5) Alcoholism and Addiction

This Ground for Divorce can impact child custody, and it can divide up the marital assets. As an addiction, it will be taken into account if it has impacted your financial situation. (For example, an alcoholic or drug-using spouse may have been unable to keep a job, or has spent excessive amounts of money on their addiction.)

Additionally, if an alcoholic or drug-using spouse has any history of threatening behavior while under the influence, it hinders their ability to responsibly parent. Then it will have a major impact on child custody and visitation rights.

6) Carnal Abandonment/Withholding Sex

Sometimes referred to as constructive abandonment, refusing to have sex with a spouse can be cited as Fault, especially if it is considered to be far below the average amount of sex in most marriages. Some courts see carnal abandonment as a form of domestic abuse.

7) Impotence

This Ground for Divorce varies from state to state, especially the evidence required. Your own testimony will not be enough proof to cite impotence as a Ground for Divorce. You will need to acquire medical records, and to hire an expert to testify about this reason. Some states will not grant this Ground, unless you can prove that the situation is permanent.

8) Infertility

This Ground for Divorce is questionable in many states. It is no longer a suitable reason for a marriage to end.
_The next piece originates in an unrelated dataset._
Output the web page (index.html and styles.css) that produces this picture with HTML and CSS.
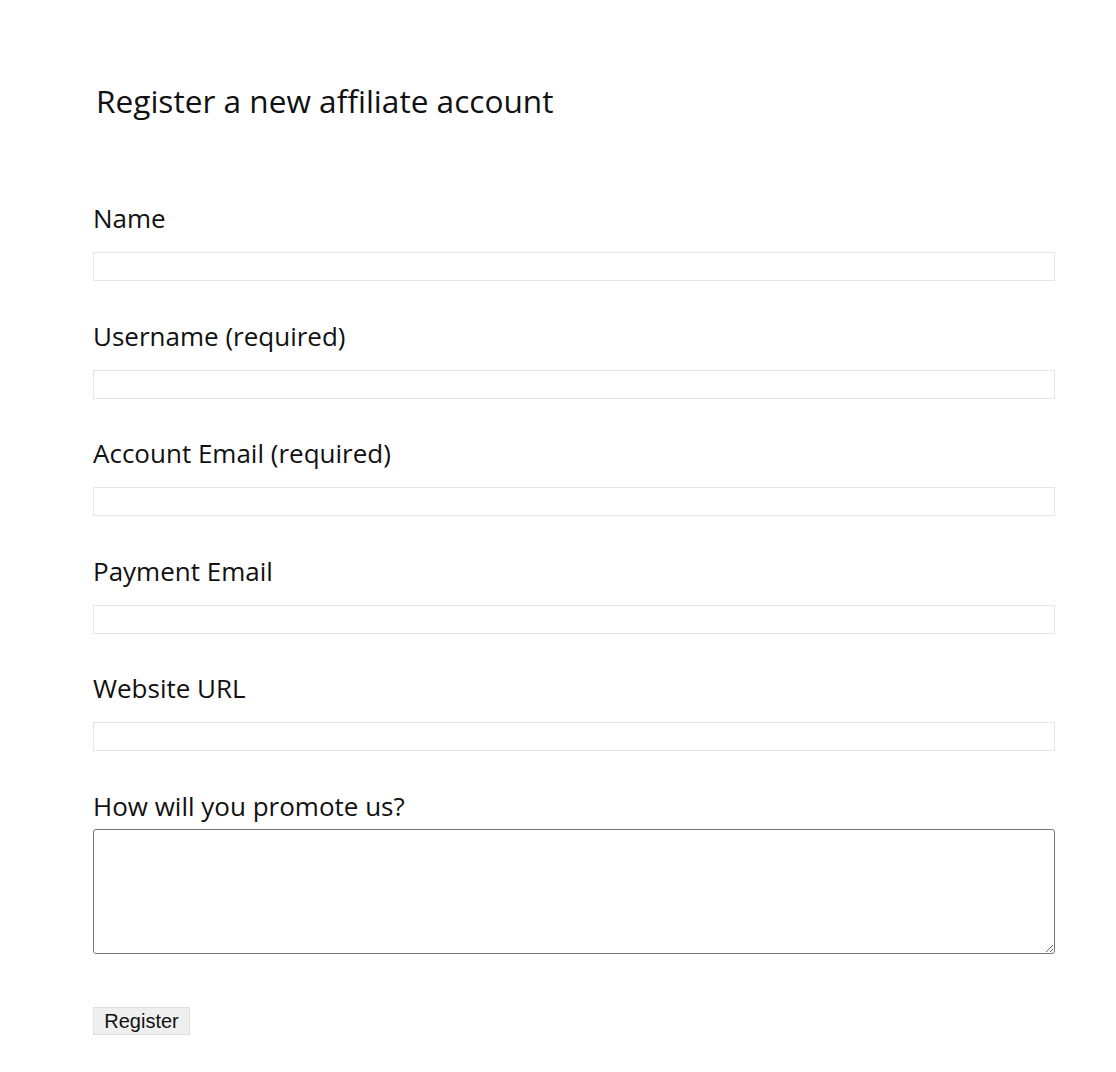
FILE: index.html
```html
<!DOCTYPE html>
<html lang="en">
<head>
<meta charset="utf-8">
<title>Register a new affiliate account</title>
<link rel="stylesheet" href="styles.css">
</head>
<body>
<main class="page">
  <h1 class="title">Register a new affiliate account</h1>
  <form class="form">
    <div class="field">
      <label class="label" for="name">Name</label>
      <input class="input" id="name" type="text">
    </div>
    <div class="field">
      <label class="label" for="username">Username (required)</label>
      <input class="input" id="username" type="text">
    </div>
    <div class="field">
      <label class="label" for="email">Account Email (required)</label>
      <input class="input" id="email" type="text">
    </div>
    <div class="field">
      <label class="label" for="payemail">Payment Email</label>
      <input class="input" id="payemail" type="text">
    </div>
    <div class="field">
      <label class="label" for="url">Website URL</label>
      <input class="input" id="url" type="text">
    </div>
    <div class="field field-area">
      <label class="label" for="promote">How will you promote us?</label>
      <textarea class="textarea" id="promote"></textarea>
    </div>
    <div class="actions">
      <button class="button" type="button">Register</button>
    </div>
  </form>
</main>
</body>
</html>
```

FILE: styles.css
```css
html, body {
  margin: 0;
  padding: 0;
  background: #ffffff;
}

.page {
  padding: 81px 0 0 93px;
  font-family: "Open Sans", "Noto Sans", sans-serif;
  color: #111111;
}

.title {
  margin: 0 0 0 3px;
  font-size: 31.6px;
  line-height: 40px;
  font-weight: 400;
}

.form {
  margin-top: 80px;
  display: flex;
  flex-direction: column;
}

.field {
  display: flex;
  flex-direction: column;
  margin-bottom: 37.5px;
}

.label {
  font-size: 26px;
  line-height: 34px;
  margin-bottom: 17px;
}

.input {
  box-sizing: border-box;
  width: 962px;
  height: 29px;
  margin: 0;
  border: 1px solid #e6e6e6;
  background: #ffffff;
  padding: 0 4px;
  outline: none;
}

.field-area {
  margin-bottom: 53px;
}

.field-area .label {
  margin-bottom: 6.5px;
}

.textarea {
  box-sizing: border-box;
  width: 962px;
  height: 125px;
  margin: 0;
  border: 1px solid #767676;
  border-radius: 3px;
  background: #ffffff;
  resize: both;
}

.button {
  width: 97px;
  height: 28px;
  padding: 0;
  font-family: "Liberation Sans", Arial, sans-serif;
  font-size: 20px;
  color: #111111;
  background: #efefef;
  border: 1px solid #e0e0e0;
  border-radius: 0;
}
```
However, undisclosed infertility can be grounds for the annulment of marriage.

9) Mental Illness

This Ground for Divorce is more complicated, and it is very dependent on the seriousness of the mental illness in question. However, it is still grounds for divorce, but each individual case will be carefully examined in its own right.

10) Sexual Orientation

If partners articulate that they have a sexual orientation that is incompatible with their partner, it can be a suitable Ground for Divorce.

11) Criminal History

In most states, if a spouse has been convicted or charged with a crime, it is suitable Grounds for Divorce. Some states require a minimum prison sentence of 12 months or more, so be sure to check what your area stipulates.

Other Grounds for Divorce

There are other potential Grounds for Divorce that are less common than those mentioned above. They include:

Religious grounds

Individuals may change religions during the marriage, or they may develop stronger or weaker affinities to their religion. But these changes may not be suitable to their spouses.

Some diseases are also considered Grounds for Divorce in some states.

For example, very severe sexually transmitted diseases may be considered Grounds.


If you have tried reconciliation and cannot make your marriage work, then there is no route other than divorce, especially if you want to be able to remarry in future. However, if you have not explored the possibility of trying to reconcile, it is always worth the time and effort, especially if you have children.

Divorce is often painful, and it is usually expensive. So there are huge benefits to trying to make a marriage work. In the USA, statistics on separation and divorce show that 13% of people reunite after separation. Therefore, if there is hope of making your marriage work, seek alternatives, and attend couples therapy before embarking on divorce proceedings.

Be patient, and understand that it can take time for a marriage to repair. But it is possible, especially if the reason for divorce is No-fault.

If you decide to file for divorce, be sure of the Grounds, and thoroughly check your state laws beforehand.